Le béton, la poussière, le bruit, la crasse, la ville, les rues bondées, les immeubles. Un monde gris, morne et triste, où la population s’amasse, dans l’indifférence. Un drôle d’état d’esprit s’empare de nous, mélangeant fatigue, tristesse, et désespoir. Pendant ce temps, il paraît que, quelque part, un éléphant reste regarder le monde qui l’entoure, en ne faisant rien. C’est sur cette légende que va se construire An Elephant Sitting Still.


C’est pendant trois heures cinquante, une parenthèse désespérée de deux cents trente minutes, que Hu Bo nous invite à contempler une vision crépusculaire et morose de la société chinoise moderne. Pour raconter son histoire, le réalisateur s’intéresse à quatre personnages, tous en marge de la société et du monde pour une raison. Il y a le jeune adulte à la dérive, toujours fourré dans des petites combines, incapable de se conformer au système. Il y a aussi l’adolescent qui cherche ses repères, son identité, une place qui n’est pas celle que l’on veut à tout prix lui imposer. Il y a l’adolescente, aussi en quête de repères, empêtrée dans une relation trop commode avec le directeur adjoint de son lycée. Et, enfin, il y a ce retraité, qui peine à subvenir à ses propres besoins, et dont sa propre famille cherche à se débarrasser en l’envoyant en maison de retraite.

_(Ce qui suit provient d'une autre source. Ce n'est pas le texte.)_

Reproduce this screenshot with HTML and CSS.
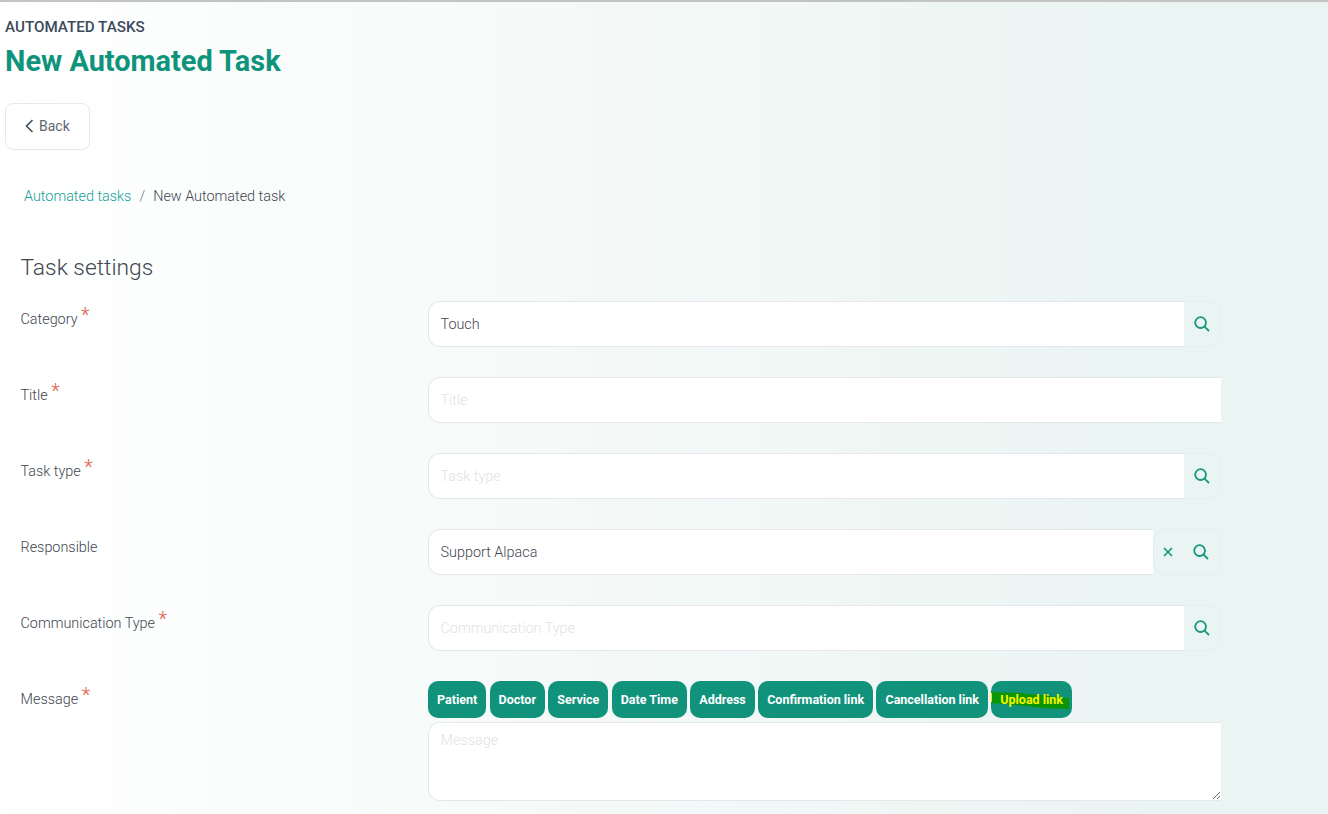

Tous ces personnages sont en fuite, ou en quête de quelque chose. Ils ne sont vraisemblablement pas à leur place, et le monde autour d’eux ne cesse de le leur faire comprendre. Tous, à un moment donné, vont être confrontés à la violence ou, pire, à la mort, engendrant le déclic qui les mènera à tenter de rejoindre cette fameuse ville de Manzhouli où se trouve l’éléphant. La société décrite par Hu Bo est impitoyable, formatée, laide, ingrate, elle n’inspire qu’appréhension et dégoût, et la violence et la mort y sont omniprésentes, bien qu’on ne les voit pas toujours, ou qu’on ne veut simplement pas les voir. Pour donner cette impression, Hu Bo choisit de recourir au hors champ pour ne pas voir les accès de violence ou les scènes où un personnage meurt pour, d’un côté, suggérer cette omniprésence souvent invisible et, de l’autre, se focaliser sur les réactions des personnages principaux. Car An Elephant Sitting Still est, notamment, un film de personnages, de portraits visant à montrer une vision du monde.

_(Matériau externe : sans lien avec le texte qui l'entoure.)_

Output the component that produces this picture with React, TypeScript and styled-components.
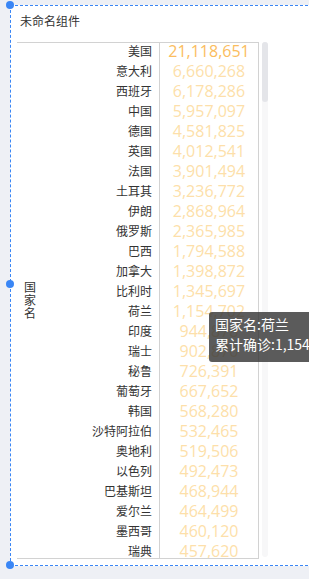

L’écriture des personnages est très appuyée et étalée dans le film de Hu Bo, on prend le temps de les connaitre et de cerner leurs traits de caractère, pendant que la caméra reste souvent proche d’eux, et les suit dans leur quotidien, souvent au sens propre du terme. C’est une manière de les isoler, d’appuyer leur solitude et, aussi, à la fois de les mettre en opposition face à l’immensité de la ville, tout en parvenant, justement, à mettre des visages sur ceux qui font partie de cette immense foule. Dans An Elephant Sitting Still, la ville, l’urbanisation et la société, très à cheval sur la notion de classes, est l’ennemie de l’être humain, elle le broie, l’empêche de se développer correctement et de s’exprimer. C’est l’image d’une humanité qui passe à côté de son destin et qui prend le mauvais chemin.


La fin du film est très simple et évocatrice. Elle montre un petit groupe, sortant du bus en route pour Manzhouli, en pleine nuit pour faire une pause. Éclairés par les phares, certains pensent en regardant dans le vide, et d’autres font une brésilienne avec des cailloux. Puis, un barrissement d’éléphant se fait entendre, et le générique se lance. C’est dans cette nuit, coupés du monde, isolés de tout, et, notamment de la ville, que les individus ont su se retrouver. Ils ont atteint leur but.


Malgré son désespoir ambiant, ce gris omniprésent, cette détresse, les presque quatre heures d’An Elephant Sitting Still sont tout sauf un supplice. C’est même un moment de grâce, celui auquel très peu, pour ne pas dire personne, ne s’attendait réellement, avec ce jeune réalisateur venu de nulle part. Pour son premier film, Hu Bo surprend par sa maturité et par la puissance évocatrice de sa mise en scène, qui ne fait que regretter la terrible résolution que nous devons prendre de ne plus pouvoir découvrir d’autres films du cinéaste, le malheureux s’étant ôté la vie quelques temps après avoir achevé son film. Une étoile filante nous léguant une oeuvre dense, lourde, mais avant tout belle et marquante.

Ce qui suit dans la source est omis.